## Short task
Go through the material and write it all out exactly, minus the pictures.

## Dataset excerpt
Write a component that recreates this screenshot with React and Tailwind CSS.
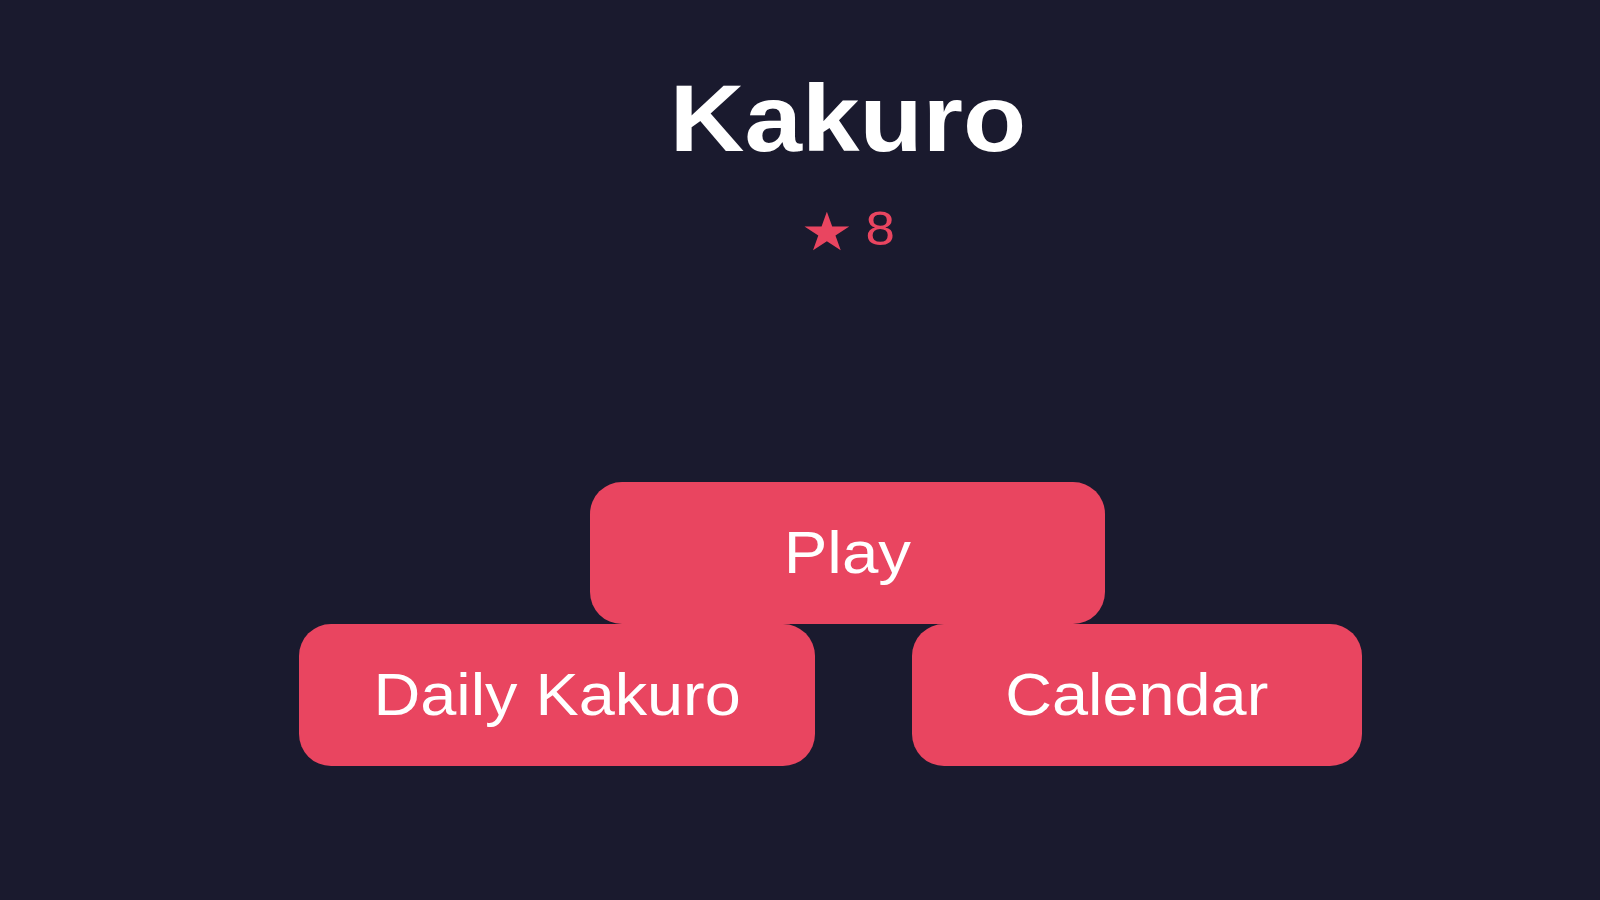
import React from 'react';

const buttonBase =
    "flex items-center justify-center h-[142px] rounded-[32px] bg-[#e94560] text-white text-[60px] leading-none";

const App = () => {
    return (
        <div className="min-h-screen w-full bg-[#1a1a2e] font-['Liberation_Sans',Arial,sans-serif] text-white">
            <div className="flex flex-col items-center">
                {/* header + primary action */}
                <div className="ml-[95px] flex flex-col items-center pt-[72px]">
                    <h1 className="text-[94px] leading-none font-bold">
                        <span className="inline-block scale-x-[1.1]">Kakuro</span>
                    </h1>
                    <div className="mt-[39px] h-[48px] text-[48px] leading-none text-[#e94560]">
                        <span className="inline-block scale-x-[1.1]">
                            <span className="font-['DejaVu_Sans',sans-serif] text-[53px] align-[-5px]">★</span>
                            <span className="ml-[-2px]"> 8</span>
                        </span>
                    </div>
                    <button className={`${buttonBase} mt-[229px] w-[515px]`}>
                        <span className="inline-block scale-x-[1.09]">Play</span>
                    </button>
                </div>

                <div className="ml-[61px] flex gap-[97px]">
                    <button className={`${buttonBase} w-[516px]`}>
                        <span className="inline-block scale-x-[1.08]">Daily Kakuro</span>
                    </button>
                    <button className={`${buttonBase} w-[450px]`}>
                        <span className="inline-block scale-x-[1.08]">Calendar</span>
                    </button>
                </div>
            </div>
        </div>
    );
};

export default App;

## Solution to this exercise
Write a component that recreates this screenshot with React and Tailwind CSS.
import React from 'react';

const buttonBase =
    "flex items-center justify-center h-[142px] rounded-[32px] bg-[#e94560] text-white text-[60px] leading-none";

const App = () => {
    return (
        <div className="min-h-screen w-full bg-[#1a1a2e] font-['Liberation_Sans',Arial,sans-serif] text-white">
            <div className="flex flex-col items-center">
                {/* header + primary action */}
                <div className="ml-[95px] flex flex-col items-center pt-[72px]">
                    <h1 className="text-[94px] leading-none font-bold">
                        <span className="inline-block scale-x-[1.1]">Kakuro</span>
                    </h1>
                    <div className="mt-[39px] h-[48px] text-[48px] leading-none text-[#e94560]">
                        <span className="inline-block scale-x-[1.1]">
                            <span className="font-['DejaVu_Sans',sans-serif] text-[53px] align-[-5px]">★</span>
                            <span className="ml-[-2px]"> 8</span>
                        </span>
                    </div>
                    <button className={`${buttonBase} mt-[229px] w-[515px]`}>
                        <span className="inline-block scale-x-[1.09]">Play</span>
                    </button>
                </div>

                <div className="ml-[61px] flex gap-[97px]">
                    <button className={`${buttonBase} w-[516px]`}>
                        <span className="inline-block scale-x-[1.08]">Daily Kakuro</span>
                    </button>
                    <button className={`${buttonBase} w-[450px]`}>
                        <span className="inline-block scale-x-[1.08]">Calendar</span>
                    </button>
                </div>
            </div>
        </div>
    );
};

export default App;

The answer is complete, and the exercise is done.